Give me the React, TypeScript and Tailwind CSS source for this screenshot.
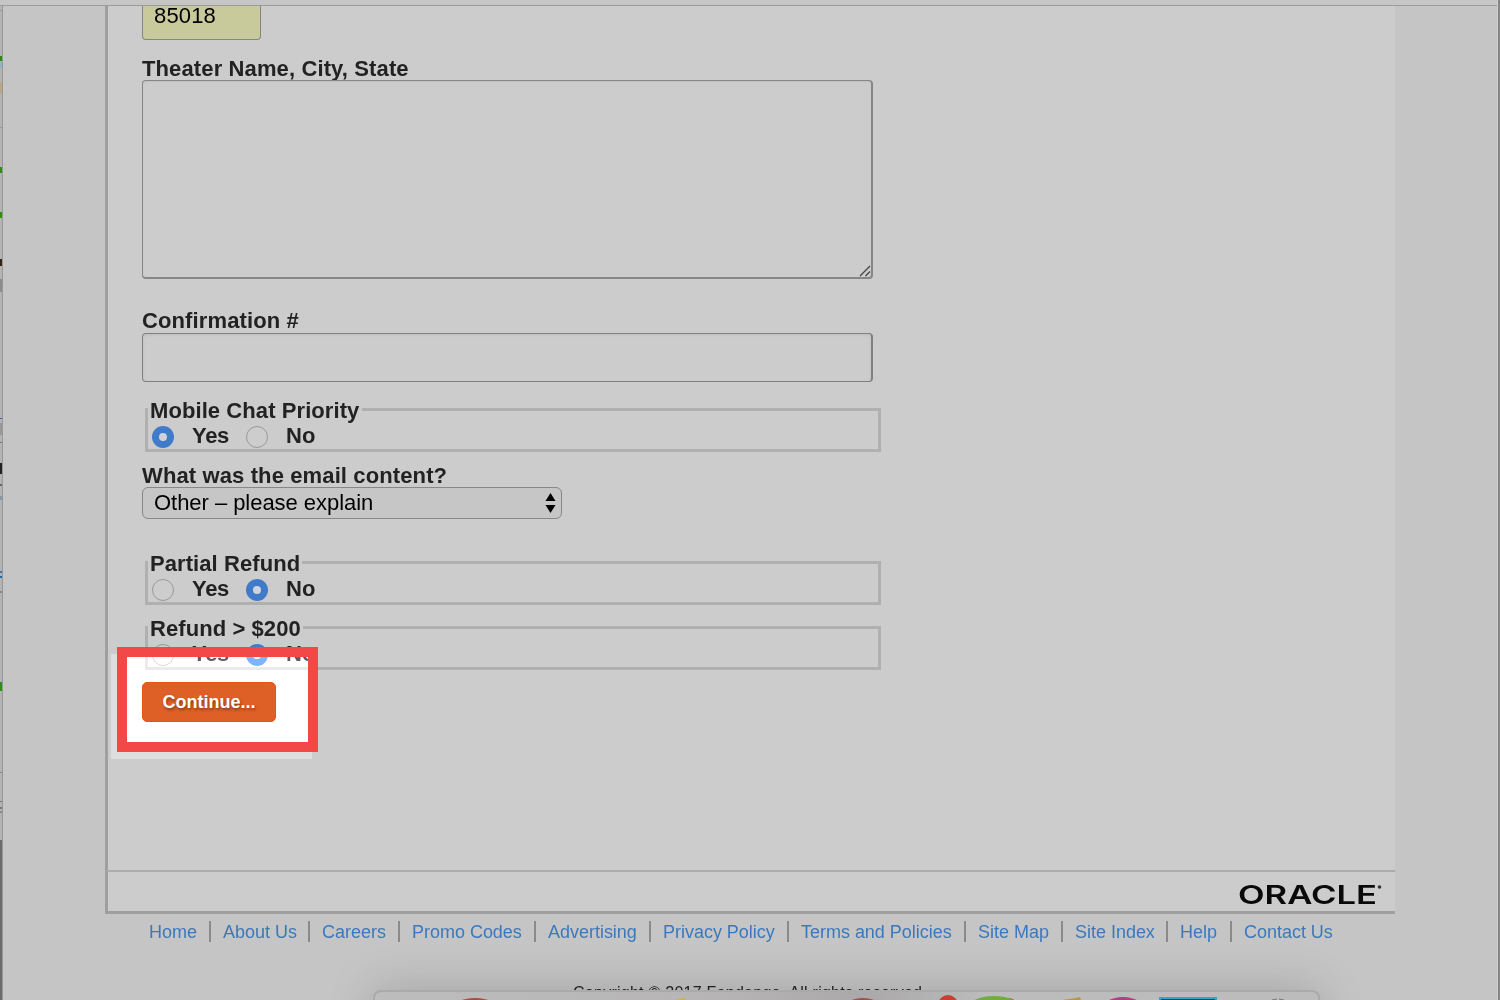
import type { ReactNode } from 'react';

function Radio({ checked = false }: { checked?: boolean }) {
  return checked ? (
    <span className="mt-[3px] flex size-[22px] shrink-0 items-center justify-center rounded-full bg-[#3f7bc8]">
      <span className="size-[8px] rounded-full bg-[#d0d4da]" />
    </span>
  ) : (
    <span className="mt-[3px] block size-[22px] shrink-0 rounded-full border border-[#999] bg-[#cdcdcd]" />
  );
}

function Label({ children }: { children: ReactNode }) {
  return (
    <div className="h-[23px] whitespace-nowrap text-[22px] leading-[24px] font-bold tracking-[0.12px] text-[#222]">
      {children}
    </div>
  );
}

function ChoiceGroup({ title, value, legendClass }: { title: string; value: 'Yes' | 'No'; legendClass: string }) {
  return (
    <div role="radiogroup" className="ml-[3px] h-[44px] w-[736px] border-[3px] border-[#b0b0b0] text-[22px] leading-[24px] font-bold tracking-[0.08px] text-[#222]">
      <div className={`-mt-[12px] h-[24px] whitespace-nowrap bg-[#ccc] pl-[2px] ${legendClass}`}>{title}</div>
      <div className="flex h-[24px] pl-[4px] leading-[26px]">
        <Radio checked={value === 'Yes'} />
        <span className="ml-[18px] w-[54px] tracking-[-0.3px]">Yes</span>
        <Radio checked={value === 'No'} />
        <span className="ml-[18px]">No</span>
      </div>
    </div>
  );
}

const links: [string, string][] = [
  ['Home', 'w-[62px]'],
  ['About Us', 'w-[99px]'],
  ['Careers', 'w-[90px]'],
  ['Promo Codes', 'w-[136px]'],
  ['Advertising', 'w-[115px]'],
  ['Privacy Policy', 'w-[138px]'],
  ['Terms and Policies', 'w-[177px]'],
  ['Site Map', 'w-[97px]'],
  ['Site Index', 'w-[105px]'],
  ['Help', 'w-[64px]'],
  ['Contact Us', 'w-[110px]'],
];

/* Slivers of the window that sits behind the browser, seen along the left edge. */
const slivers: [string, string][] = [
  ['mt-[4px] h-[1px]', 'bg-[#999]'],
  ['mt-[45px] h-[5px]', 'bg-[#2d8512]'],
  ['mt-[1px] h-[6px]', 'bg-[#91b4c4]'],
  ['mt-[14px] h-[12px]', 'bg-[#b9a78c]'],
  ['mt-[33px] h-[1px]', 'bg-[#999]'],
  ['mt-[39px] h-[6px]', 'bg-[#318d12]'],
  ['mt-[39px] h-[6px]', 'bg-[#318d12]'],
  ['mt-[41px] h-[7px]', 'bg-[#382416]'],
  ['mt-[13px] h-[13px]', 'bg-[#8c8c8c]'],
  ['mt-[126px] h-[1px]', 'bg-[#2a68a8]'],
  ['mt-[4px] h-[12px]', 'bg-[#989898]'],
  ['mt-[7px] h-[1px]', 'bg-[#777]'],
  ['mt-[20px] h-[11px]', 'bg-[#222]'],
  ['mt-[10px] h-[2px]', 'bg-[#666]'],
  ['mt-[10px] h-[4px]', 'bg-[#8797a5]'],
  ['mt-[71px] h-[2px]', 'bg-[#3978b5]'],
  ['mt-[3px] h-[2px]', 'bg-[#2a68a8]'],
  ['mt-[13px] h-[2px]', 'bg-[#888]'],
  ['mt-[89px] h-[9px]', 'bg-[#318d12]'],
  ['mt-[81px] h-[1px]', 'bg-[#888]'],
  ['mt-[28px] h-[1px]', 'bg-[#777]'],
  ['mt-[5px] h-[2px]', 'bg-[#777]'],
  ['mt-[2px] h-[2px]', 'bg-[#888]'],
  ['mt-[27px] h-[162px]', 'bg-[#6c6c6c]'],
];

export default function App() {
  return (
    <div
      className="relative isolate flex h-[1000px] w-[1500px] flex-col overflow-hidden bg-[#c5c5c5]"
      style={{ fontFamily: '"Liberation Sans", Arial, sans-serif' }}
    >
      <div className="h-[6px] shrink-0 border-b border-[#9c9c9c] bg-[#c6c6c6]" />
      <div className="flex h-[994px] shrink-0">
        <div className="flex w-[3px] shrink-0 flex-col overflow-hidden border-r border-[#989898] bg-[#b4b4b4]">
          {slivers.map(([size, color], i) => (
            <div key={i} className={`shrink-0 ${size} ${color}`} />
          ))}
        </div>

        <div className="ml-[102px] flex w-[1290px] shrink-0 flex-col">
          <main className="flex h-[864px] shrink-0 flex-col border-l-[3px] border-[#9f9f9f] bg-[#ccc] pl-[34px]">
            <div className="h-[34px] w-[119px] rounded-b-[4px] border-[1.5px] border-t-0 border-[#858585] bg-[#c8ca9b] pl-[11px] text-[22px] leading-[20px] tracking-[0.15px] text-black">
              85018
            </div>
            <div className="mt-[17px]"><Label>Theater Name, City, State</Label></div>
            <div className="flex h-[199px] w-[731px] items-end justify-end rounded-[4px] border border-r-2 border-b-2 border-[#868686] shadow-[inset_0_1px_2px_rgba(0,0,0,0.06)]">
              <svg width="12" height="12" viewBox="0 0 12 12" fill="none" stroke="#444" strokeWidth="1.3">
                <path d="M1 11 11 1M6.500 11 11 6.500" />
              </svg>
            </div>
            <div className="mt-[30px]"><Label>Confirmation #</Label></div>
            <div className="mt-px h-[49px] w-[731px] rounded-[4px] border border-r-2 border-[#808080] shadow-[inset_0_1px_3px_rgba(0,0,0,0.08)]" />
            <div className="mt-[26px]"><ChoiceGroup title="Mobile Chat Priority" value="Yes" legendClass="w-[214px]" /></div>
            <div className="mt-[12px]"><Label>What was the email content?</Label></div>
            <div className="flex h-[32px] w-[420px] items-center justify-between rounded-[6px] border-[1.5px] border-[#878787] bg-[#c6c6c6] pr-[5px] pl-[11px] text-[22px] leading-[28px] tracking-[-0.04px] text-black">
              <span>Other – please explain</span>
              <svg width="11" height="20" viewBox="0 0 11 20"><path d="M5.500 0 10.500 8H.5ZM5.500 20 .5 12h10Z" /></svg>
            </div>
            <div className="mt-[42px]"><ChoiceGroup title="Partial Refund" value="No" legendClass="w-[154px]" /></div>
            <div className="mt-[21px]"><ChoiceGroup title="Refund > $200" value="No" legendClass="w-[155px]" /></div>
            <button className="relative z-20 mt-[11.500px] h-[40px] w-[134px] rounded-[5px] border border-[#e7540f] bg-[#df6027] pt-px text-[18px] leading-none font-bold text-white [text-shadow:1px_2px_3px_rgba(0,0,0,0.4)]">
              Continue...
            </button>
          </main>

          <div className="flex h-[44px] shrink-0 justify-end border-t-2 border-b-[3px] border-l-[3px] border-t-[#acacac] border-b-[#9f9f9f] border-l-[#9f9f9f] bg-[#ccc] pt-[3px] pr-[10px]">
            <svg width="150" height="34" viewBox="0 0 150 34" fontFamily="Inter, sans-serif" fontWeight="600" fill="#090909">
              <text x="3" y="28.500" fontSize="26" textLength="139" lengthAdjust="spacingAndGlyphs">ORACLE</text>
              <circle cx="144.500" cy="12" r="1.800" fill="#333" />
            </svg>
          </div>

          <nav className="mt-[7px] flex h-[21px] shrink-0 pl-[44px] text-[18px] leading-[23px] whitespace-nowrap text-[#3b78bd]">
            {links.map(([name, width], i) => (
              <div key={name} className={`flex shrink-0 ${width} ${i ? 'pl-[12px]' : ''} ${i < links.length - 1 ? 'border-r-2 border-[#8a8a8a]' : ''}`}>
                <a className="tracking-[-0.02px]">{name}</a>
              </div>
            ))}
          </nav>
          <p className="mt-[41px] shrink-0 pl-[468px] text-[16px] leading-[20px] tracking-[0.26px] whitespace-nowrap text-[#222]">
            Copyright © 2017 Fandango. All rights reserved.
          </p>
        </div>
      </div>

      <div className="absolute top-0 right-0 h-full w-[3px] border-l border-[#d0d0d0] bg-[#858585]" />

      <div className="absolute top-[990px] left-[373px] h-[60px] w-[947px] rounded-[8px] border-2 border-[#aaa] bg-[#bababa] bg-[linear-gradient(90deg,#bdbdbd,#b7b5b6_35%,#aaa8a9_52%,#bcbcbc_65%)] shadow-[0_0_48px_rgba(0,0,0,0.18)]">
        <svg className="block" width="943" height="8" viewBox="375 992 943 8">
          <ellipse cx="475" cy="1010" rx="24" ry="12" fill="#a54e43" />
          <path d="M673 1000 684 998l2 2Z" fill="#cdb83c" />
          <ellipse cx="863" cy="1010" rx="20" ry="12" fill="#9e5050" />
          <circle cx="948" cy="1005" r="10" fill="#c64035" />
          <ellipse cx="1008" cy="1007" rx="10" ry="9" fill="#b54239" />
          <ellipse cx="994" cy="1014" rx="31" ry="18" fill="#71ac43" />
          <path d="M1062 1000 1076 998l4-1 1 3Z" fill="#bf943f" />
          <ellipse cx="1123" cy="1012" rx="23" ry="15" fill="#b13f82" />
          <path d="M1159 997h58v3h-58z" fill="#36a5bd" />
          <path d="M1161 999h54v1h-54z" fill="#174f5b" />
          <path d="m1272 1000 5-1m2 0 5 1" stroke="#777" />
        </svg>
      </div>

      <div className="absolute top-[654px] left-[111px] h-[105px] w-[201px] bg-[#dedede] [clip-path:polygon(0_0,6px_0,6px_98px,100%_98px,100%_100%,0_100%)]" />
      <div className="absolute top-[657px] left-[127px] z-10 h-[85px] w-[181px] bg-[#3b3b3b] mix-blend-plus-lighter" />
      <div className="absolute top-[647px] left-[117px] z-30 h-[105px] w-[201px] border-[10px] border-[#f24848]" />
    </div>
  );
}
==
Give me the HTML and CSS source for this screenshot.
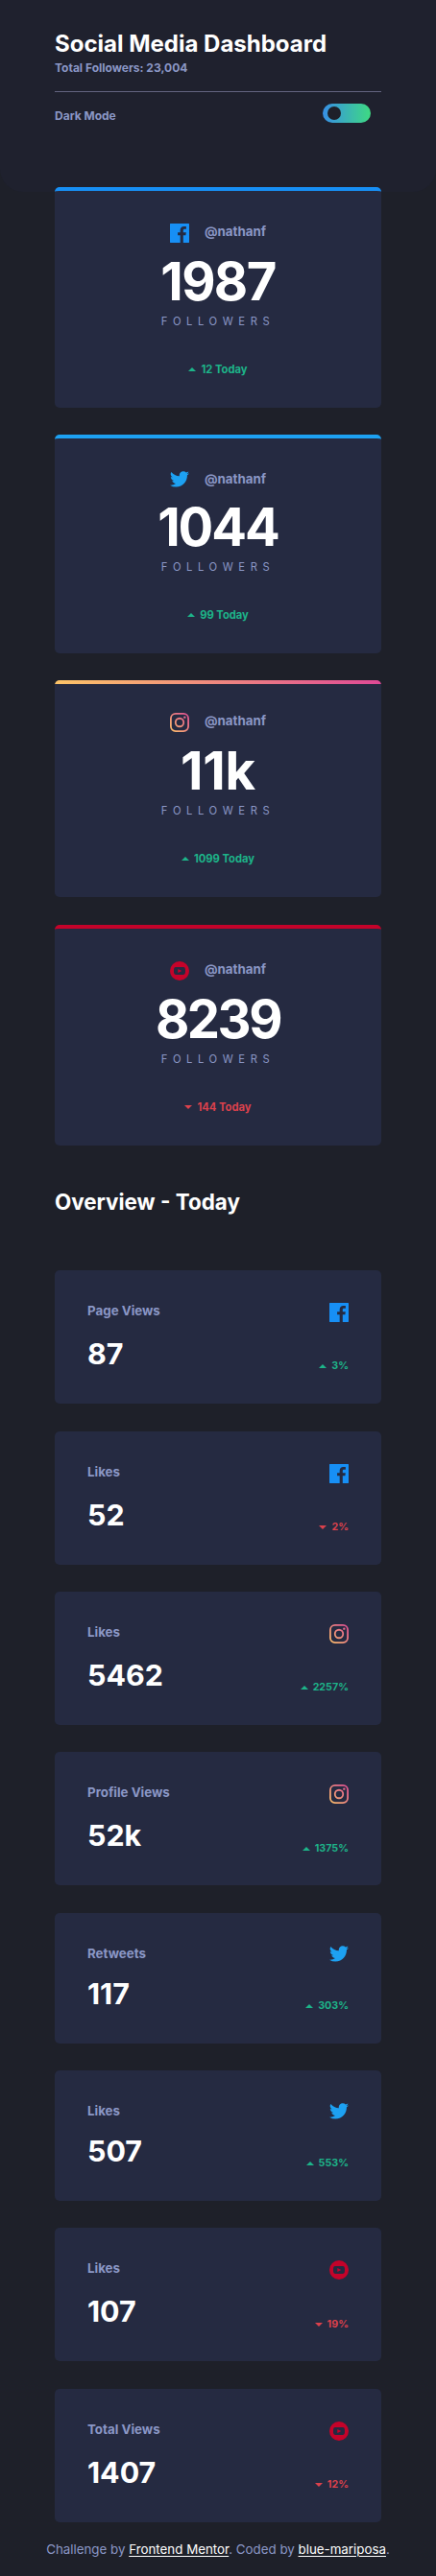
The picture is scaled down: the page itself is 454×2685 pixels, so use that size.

What is being asked: Your task is to retype exactly the lines from the one containing "Give me the HTML" through the one containing "The picture is", leaving every picture out.

The completed task:
Give me the HTML and CSS source for this screenshot.
The picture is scaled down: the page itself is 454×2685 pixels, so use that size.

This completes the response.